Hello world!

A warm welcome to all our readers.

We at Vilayat hope to bring you content on a variety of subjects applicable to game design, organized in a series of posts. The theme for this particular series is Object Oriented design in board games.

We have a particular vision in mind for this series, however the scope is likely to constantly evolve. We expect to update these posts over time with new content and examples, based on our own experiences or as a result of feedback from readers. Reading between the lines, this is another way to say that we may not be completely sure of what we are talking about yet, but hope to figure it out eventually.

Our goals for this series are the following:

1.       Motivate the thought of object-oriented design in board games, by outlining current practices in design and exploring cases where current board games might already be leveraging such design (descriptive content)

2.       Help foster concise and efficient design methods that are motivated by object-oriented design (prescriptive content)

What’s the motivation behind this series?

It started with a desire for a more optimal method to go about doing pointless things. Surely there was a better way to make mass updates to cards than individually working on each one? Well actually it turns out there is, you could check out Component Studio for an intuitive way to go about creating board game components, or something like Nandeck if you’re comfortable with a bit of coding.

More recently however, this itch to design in a more organized fashion cropped up while working on the development of the digital version for Flee Fi Fo From in Unity. The team spent several weeks on just the logical architecture of the game, before beginning with a single line of code. Questions that arose during this process and subsequent design decisions actually ended up having a positive feedback effect on the underlying board game design, making the final version more streamlined and elegant. This made us realize that although board game ideation is a wonderful freeform creative process, it could perhaps use some degree of organization at later stages of design and development.  

Why Now?

The pandemic year saw a fair amount of board gaming happening in the digital domain. Platforms such as Board Game Arena, Tabletopia and Tabletop Simulator were popular even before the pandemic, however their existence and popularity now feel a lot more prevalent in board game circles. Just as other industries discovered ways to optimize their outdated working models via the digital domain, I believe that the board game industry may well have fundamentally changed in its attitude to digital adaptations of board games. In addition to browser based (BGA) and physics sandbox platforms (TTS, Tabletopia), there is also a small yet potential high growth segment of standalone digital adaptations of board games on native game engines such as Unity, for example Scythe Digital, Root, or the recently released Tainted Grail: Conquest among others. 

These developments are of particular interest to us, as we at Vilayat expect to simultaneously pursue digital adaptations of tabletop games that we develop. With this in mind, we will often provide examples of object-oriented design in the digital domain to illustrate how it can influence or be influenced by the physical domain.

What if I’m not interested in digitization?
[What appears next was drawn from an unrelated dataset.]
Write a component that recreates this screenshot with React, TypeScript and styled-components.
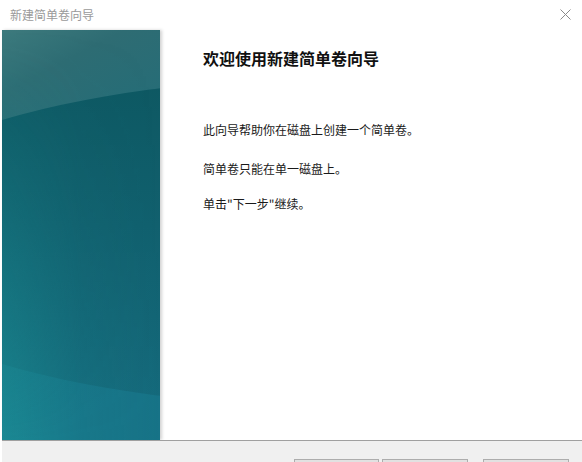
import React from 'react';
import styled, { createGlobalStyle } from 'styled-components';

const GlobalStyle = createGlobalStyle`
  html, body {
    margin: 0;
    padding: 0;
    width: 582px;
    height: 462px;
    overflow: hidden;
    background: #ffffff;
  }
  * {
    box-sizing: border-box;
  }
`;

// Fenêtre de l'assistant
const Window = styled.div`
  width: 582px;
  height: 462px;
  display: flex;
  flex-direction: column;
  padding-left: 2px;
  background: #ffffff;
  font-family: "Noto Sans CJK SC", "Noto Sans", sans-serif;
`;

const TitleBar = styled.div`
  height: 30px;
  flex: none;
  display: flex;
  align-items: center;
  justify-content: space-between;
  padding: 0 10px 2px 8px;
  background: #ffffff;
`;

const TitleText = styled.span`
  font-size: 12px;
  color: #9a9a9a;
`;

const CloseButton = styled.button`
  width: 14px;
  height: 14px;
  padding: 0;
  border: none;
  background: transparent;
  display: flex;
  align-items: center;
  justify-content: center;
`;

const Body = styled.div`
  flex: none;
  height: 410px;
  display: flex;
`;

const SidePanel = styled.div`
  width: 158px;
  flex: none;
  box-shadow: 2px 0 3px rgba(0, 0, 0, 0.18);
  svg {
    display: block;
  }
`;

const Content = styled.div`
  flex: 1;
  padding: 15px 20px 0 43px;
`;

const Heading = styled.h1`
  margin: 0 0 50px 0;
  font-size: 16px;
  font-weight: 700;
  line-height: 26px;
  color: #111111;
`;

const Paragraph = styled.p<{ gap: number }>`
  margin: 0 0 ${props => props.gap}px 0;
  font-size: 12px;
  line-height: 18px;
  color: #1a1a1a;
`;

const Footer = styled.div`
  flex: 1;
  border-top: 1px solid #a0a0a0;
  background: #f0f0f0;
  display: flex;
  justify-content: flex-end;
  align-items: flex-start;
  padding: 18px 13px 0 0;
`;

const ButtonGroup = styled.div`
  display: flex;
  gap: 3px;
  margin-right: 15px;
`;

// Les libellés sont sous le bord de la fenêtre, seul le haut des boutons dépasse
const WizardButton = styled.button<{ w: number }>`
  width: ${props => props.w}px;
  height: 23px;
  border: 1px solid #adadad;
  background: #e1e1e1;
`;

// Illustration du panneau latéral
function PanelArt() {
  return (
    <svg width="158" height="410" viewBox="0 0 158 410">
      <defs>
        <linearGradient id="base" x1="0" y1="0" x2="0.2" y2="1">
          <stop offset="0" stopColor="#3d7a7d" />
          <stop offset="0.15" stopColor="#2e6c73" />
          <stop offset="0.75" stopColor="#166f80" />
          <stop offset="1" stopColor="#177387" />
        </linearGradient>
        <linearGradient id="glow" x1="0" y1="0" x2="1" y2="0">
          <stop offset="0" stopColor="#1fa3a3" stopOpacity="0.45" />
          <stop offset="0.5" stopColor="#1fa3a3" stopOpacity="0.1" />
          <stop offset="1" stopColor="#1fa3a3" stopOpacity="0" />
        </linearGradient>
        <linearGradient id="glowFade" x1="0" y1="0" x2="0" y2="1">
          <stop offset="0" stopColor="#fff" stopOpacity="0" />
          <stop offset="0.45" stopColor="#fff" stopOpacity="0.4" />
          <stop offset="1" stopColor="#fff" stopOpacity="1" />
        </linearGradient>
        <mask id="glowMask">
          <rect width="158" height="410" fill="url(#glowFade)" />
        </mask>
        <linearGradient id="blob" x1="0" y1="0" x2="0" y2="1">
          <stop offset="0" stopColor="#0e5862" />
          <stop offset="0.45" stopColor="#11606e" />
          <stop offset="1" stopColor="#156a7c" />
        </linearGradient>
      </defs>
      <rect width="158" height="410" fill="url(#base)" />
      <ellipse cx="343" cy="212" rx="510" ry="165" fill="url(#blob)" />
      <rect width="158" height="410" fill="url(#glow)" mask="url(#glowMask)" />
    </svg>
  );
}

function CloseIcon() {
  return (
    <svg width="11" height="11" viewBox="0 0 11 11">
      <path d="M0.5 0.5 L10.5 10.5 M10.5 0.5 L0.5 10.5" stroke="#8a8a8a" strokeWidth="1" fill="none" />
    </svg>
  );
}

export default function App() {
  return (
    <>
      <GlobalStyle />
      <Window>
        <TitleBar>
          <TitleText>新建简单卷向导</TitleText>
          <CloseButton aria-label="关闭">
            <CloseIcon />
          </CloseButton>
        </TitleBar>
        <Body>
          <SidePanel>
            <PanelArt />
          </SidePanel>
          <Content>
            <Heading>欢迎使用新建简单卷向导</Heading>
            <Paragraph gap={21}>此向导帮助你在磁盘上创建一个简单卷。</Paragraph>
            <Paragraph gap={17}>简单卷只能在单一磁盘上。</Paragraph>
            <Paragraph gap={0}>单击"下一步"继续。</Paragraph>
          </Content>
        </Body>
        <Footer>
          <ButtonGroup>
            <WizardButton w={85} aria-label="上一步" disabled />
            <WizardButton w={86} aria-label="下一步" />
          </ButtonGroup>
          <WizardButton w={86} aria-label="取消" />
        </Footer>
      </Window>
    </>
  );
}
We expect a fair number of our readers to be in this bucket, where tabletop games are alluring particularly because they are not digital. I would argue that an object-oriented design approach still provides advantages even in the physical domain. For example, are your rules complex out of habit or out of necessity, and is there a way to make them more intuitive? Do you really need that extra token in your game to track just that one extra thing, or could you maybe double down with an existing component? I hope to cover these and more in future posts in this series.

Finally, in case of any trepidation that some of you may seem to have against coding, we want to clarify that we don’t plan to have much of that in this series, instead focusing more on logical and intuitive depiction of concepts. We also hope to illustrate that you are probably already unknowingly using several of these concepts in your designs. Thus, if there’s a single takeaway you could take from this series, it’s that as proud ex-consultants, we will be telling you what you already know.